Re: ACTION-462: URI Fragments and HTTP redirects

Julian Reschke wrote:
> On 09.10.2010 04:53, Tim Berners-Lee wrote:
>> GET http://www.example.com/book_ab/chapter_1.html
>> => 301 http://www.example.com/bookshelf/ab#chapter_1
> 
> This happens today, is supported by clients and servers, and has been 
> legal (as per approved RFC 2616 errata) for a very long time.
> 
> The *only* area that we (the HTTPbis WG) really *can* improve is the 
> advice on recombining fragments (which is 
> <http://trac.tools.ietf.org/wg/httpbis/trac/ticket/43>).

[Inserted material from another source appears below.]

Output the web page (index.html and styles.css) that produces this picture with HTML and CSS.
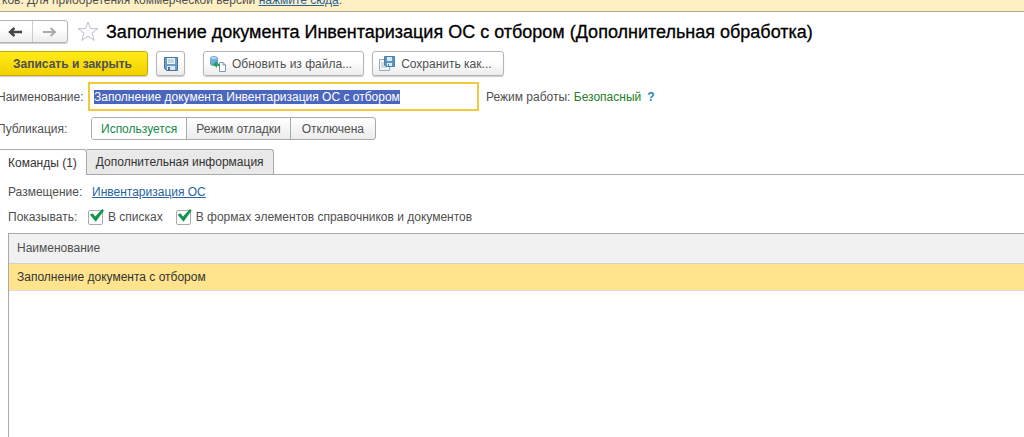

These problems are primarily because HTTP doesn't fully support 
#fragment identifiers.

There is no one rule fits all solution here, to expand on Yves example 
what about the following request in a browser:

  href="http://www.example.com/book_ab/chapter_1.html#section_1_2_4"
   GET http://www.example.com/book_ab/chapter_1.html
    => 301 http://www.example.com/bookshelf/ab#chapter_1

In this case as an end user I would hope that a the browser first tried 
to display /ab#section_1_2_4 and if not found then /ab#chapter_1, and if 
still not found then just present /ab as-is.

Whereas if the original href had no fragment then one would hope the 
browser tried to present /ab#chapter_1 to the user.

However in another use-case then this really would not be a good 
approach, consider:
   href="/police-files#good_citizens"
   GET /police-files
   => /new-police-files#most_wanted

In yet another (linked-data) use-case where trying to get a description 
for http://example.org/nathan#me then regardless of how the HTTP 
protocol pans out and how many redirections are encountered along the 
way, with fragments or without, then you are still going to be looking 
for a mention of http://example.org/nathan#me in the finally-returned 
content.

Thus it appears to me that the rules on how to recombine fragments are 
entirely context, agent and media type dependant.

Personally I feel that including advice on how to recombine fragments is 
the wrong approach entirely, that having any (or even partial) awareness 
of fragment identifiers in HTTP is a bug and that it would be very wise 
to remove support entirely. Failing that then a note in the spec to say 
that use of fragment identifiers in the Location header is discouraged.